An Evaluation of Ibn Rushd’s Responses to Fārābī and Ibn Sīnā Regarding the Theory of the Distinction of Existence from Quiddity and its Accidents
Subject Areas : Comparative studies in the field of history of philosophy
Ghasem Pourhasan
1
,
Nahid Sookhtanloo
2
1 - Associate Professor, Philosophy Department, Allameh Tabataba’i University, Tehran, Iran
2 - MA in Islamic Philosophy and Kalam, Allameh Tabataba’i University, Tehran, Iran
Keywords: Quiddity, occurrence, Existence, Ibn Rushd, Fārābī, Ibn Sīnā,
Abstract :
The discussion of existence and quiddity and the relationship between them is one of the fundamental debates in philosophy, and various portraits of this relationship can be shown in distinct natural, logical, and philosophical molds. The word “distinct” is a homonym in these cases and has a particular meaning in each one. However, these meanings have been frequently confused with each other in the history of philosophy.
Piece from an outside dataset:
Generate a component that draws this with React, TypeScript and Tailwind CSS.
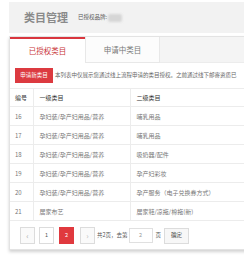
export default function App() {
  const rows = [
    { id: 16, a: '孕妇装/孕产妇用品/营养', b: '哺乳用品' },
    { id: 17, a: '孕妇装/孕产妇用品/营养', b: '哺乳用品' },
    { id: 18, a: '孕妇装/孕产妇用品/营养', b: '吸奶器/配件' },
    { id: 19, a: '孕妇装/孕产妇用品/营养', b: '孕产妇彩妆' },
    { id: 20, a: '孕妇装/孕产妇用品/营养', b: '孕产服务（电子兑换券方式）' },
    { id: 21, a: '居家布艺', b: '居家鞋/凉拖/棉拖(新)' },
  ];

  return (
    <div
      className="w-[244px] h-[259px] overflow-hidden bg-white pt-[2px] pl-[9px]"
      style={{ fontFamily: '"Noto Sans CJK SC", "Liberation Sans", sans-serif' }}
    >
      {/* header */}
      <div className="flex h-[31px] items-center bg-[#f2f2f2] pl-[15px]">
        <span className="text-[11px] font-bold leading-none text-[#8a8a8a]">类目管理</span>
        <span className="ml-[10px] text-[5.5px] leading-none text-[#555]">已授权品牌:</span>
        <span className="ml-[1px] h-[8px] w-[14px] rounded-[2px] bg-[#d6d6d6] blur-[1px]" />
      </div>

      {/* card */}
      <div className="mt-[3px] h-[214px] w-[260px] border border-[#e3e3e3] bg-white shadow-[0_2px_3px_rgba(0,0,0,0.18)]">
        <div className="flex h-[26px]">
          <div className="flex w-[75px] items-center justify-center border-t-2 border-[#d9363e] bg-white text-[7.5px] text-[#c9353b]">
            已授权类目
          </div>
          <div className="flex w-[75px] items-center justify-center border-x border-b border-[#e8e8e8] bg-[#fcfcfc] text-[7.5px] text-[#777]">
            申请中类目
          </div>
          <div className="flex-1 border-b border-[#ececec] bg-[#f4f4f4]" />
        </div>

        <div className="mt-[5px] flex w-[234px] items-center overflow-hidden pl-[5px]">
          <div className="flex h-[15px] w-[38px] shrink-0 items-center justify-center bg-[#dc3a40] text-[5.5px] text-white">
            申请新类目
          </div>
          <span className="ml-[2px] whitespace-nowrap text-[5.5px] text-[#666]">
            本列表中仅展示您通过线上流程申请的类目授权。之前通过线下邮寄资质已
          </span>
        </div>

        <table className="mt-[5px] w-full border-collapse text-[6px] text-[#777]">
          <thead>
            <tr className="h-[18px] border-y border-[#ececec] text-[#333]">
              <th className="w-[23px] border-r border-[#ececec] pl-[5px] text-left font-normal">编号</th>
              <th className="w-[97px] border-r border-[#ececec] pl-[6px] text-left font-normal">一级类目</th>
              <th className="pl-[6px] text-left font-normal">二级类目</th>
            </tr>
          </thead>
          <tbody>
            {rows.map((r) => (
              <tr key={r.id} className="h-[19px] border-b border-[#ececec]">
                <td className="border-r border-[#ececec] pl-[5px]">{r.id}</td>
                <td className="border-r border-[#ececec] pl-[6px]">{r.a}</td>
                <td className="pl-[6px] whitespace-nowrap">{r.b}</td>
              </tr>
            ))}
          </tbody>
        </table>

        <div className="mt-[6px] flex items-center pl-[10px] text-[5.5px] text-[#555]">
          <div className="flex h-[17px] w-[15px] items-center justify-center border border-[#dcdcdc] bg-[#fafafa] text-[8px] text-[#aaa]">
            ‹
          </div>
          <div className="ml-[4px] flex h-[17px] w-[15px] items-center justify-center border border-[#dcdcdc] bg-white text-[#555]">
            1
          </div>
          <div className="ml-[5px] flex h-[17px] w-[15px] items-center justify-center bg-[#e0393e] text-white">
            2
          </div>
          <div className="ml-[6px] flex h-[17px] w-[15px] items-center justify-center border border-[#dcdcdc] bg-[#fafafa] text-[8px] text-[#bbb]">
            ›
          </div>
          <span className="ml-[2px]">共2页，去第</span>
          <div className="ml-[1px] flex h-[15px] w-[24px] items-center justify-center border border-[#e0e0e0] bg-white text-[#999]">
            2
          </div>
          <span className="ml-[3px]">页</span>
          <div className="ml-[3px] flex h-[16px] w-[25px] items-center justify-center border border-[#dcdcdc] bg-[#f7f7f7] text-[#444]">
            确定
          </div>
        </div>
      </div>
    </div>
  );
}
One of the innovations of Islamic philosophy is the theory of the distinction of existence from quiddity, which was only possible in the light of understanding the meaning of the truth of existence. Islamic philosophers, particularly Fārābī and Ibn Sīnā, tried to perceive existence differently from Aristotle and not to reduce the question of being to the whatness of objects because of their epistemological distance from the Greek tradition in philosophy. Nevertheless, this approach has also had its own critics. One of the philosophers who criticized the distinction of quiddity from existence is Ibn Rushd. He accused Ibn Sīnā of misunderstanding and heresy regarding the relationship between existence, quiddity, and accidents of existence and believed that Ibn Sīnā had confused the different meanings of existence and the one and had fallen in the trap of sophistry due to homonymy. Ibn Rushd maintained that the origin of the formation of objects is substance and considered existence to be merely a concept that can be abstracted from existing objects. His main criticism of Ibn Sīnā concerning this problem was that viewing existence as an accident for quiddity leads to several misconceptions such as equating existence with substance. However, Ibn Rushd himself had in fact failed to understand the meaning of existence as an accident in Ibn Sīnā’s view. He believed that Ibn Sīnā had equated existence and accident in the sense of a quiddative affair with each other, while Ibn Sīnā’s intention of occurrence of existence to quiddity as an accident was its addition to quiddity.